Stored entries
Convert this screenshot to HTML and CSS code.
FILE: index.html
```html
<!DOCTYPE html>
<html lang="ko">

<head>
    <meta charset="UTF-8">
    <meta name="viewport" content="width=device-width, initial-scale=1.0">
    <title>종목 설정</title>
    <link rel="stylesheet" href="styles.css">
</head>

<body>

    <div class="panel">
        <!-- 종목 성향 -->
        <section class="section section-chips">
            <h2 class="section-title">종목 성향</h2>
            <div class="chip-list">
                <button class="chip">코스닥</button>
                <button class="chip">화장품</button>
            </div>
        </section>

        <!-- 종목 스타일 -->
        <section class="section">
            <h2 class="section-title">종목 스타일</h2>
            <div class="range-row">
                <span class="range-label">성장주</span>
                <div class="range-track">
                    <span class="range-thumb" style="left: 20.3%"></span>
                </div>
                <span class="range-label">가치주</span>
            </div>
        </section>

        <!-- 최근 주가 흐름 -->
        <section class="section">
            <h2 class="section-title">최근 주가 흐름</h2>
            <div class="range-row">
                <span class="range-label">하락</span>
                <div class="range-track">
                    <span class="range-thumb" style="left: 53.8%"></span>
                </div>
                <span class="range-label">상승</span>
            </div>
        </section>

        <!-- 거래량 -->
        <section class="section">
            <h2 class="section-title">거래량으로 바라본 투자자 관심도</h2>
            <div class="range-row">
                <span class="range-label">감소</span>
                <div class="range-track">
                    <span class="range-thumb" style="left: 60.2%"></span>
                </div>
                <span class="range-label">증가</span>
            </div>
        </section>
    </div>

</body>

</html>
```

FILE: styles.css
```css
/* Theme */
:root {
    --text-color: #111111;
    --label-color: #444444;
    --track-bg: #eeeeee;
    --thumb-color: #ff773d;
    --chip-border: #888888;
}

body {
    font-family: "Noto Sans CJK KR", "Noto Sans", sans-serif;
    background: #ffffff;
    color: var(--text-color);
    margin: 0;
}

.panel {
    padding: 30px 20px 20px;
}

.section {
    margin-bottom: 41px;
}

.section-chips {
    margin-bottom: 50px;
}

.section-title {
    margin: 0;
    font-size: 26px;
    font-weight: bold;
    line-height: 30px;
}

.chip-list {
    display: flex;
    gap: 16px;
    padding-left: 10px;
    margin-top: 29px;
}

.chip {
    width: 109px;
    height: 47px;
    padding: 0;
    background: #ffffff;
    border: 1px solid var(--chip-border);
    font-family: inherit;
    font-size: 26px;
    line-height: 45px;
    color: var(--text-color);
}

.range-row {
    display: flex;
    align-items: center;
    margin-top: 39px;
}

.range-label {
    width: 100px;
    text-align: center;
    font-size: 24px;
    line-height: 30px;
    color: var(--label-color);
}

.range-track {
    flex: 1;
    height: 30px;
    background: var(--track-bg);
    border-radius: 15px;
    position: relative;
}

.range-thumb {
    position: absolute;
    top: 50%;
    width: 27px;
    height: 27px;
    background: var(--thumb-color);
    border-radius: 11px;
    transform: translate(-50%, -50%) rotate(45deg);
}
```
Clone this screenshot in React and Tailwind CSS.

What the task requires:
Search the data for "screenshot". Copy every line that has it.

Correct response:
Convert this screenshot to HTML and CSS code.
Clone this screenshot in React and Tailwind CSS.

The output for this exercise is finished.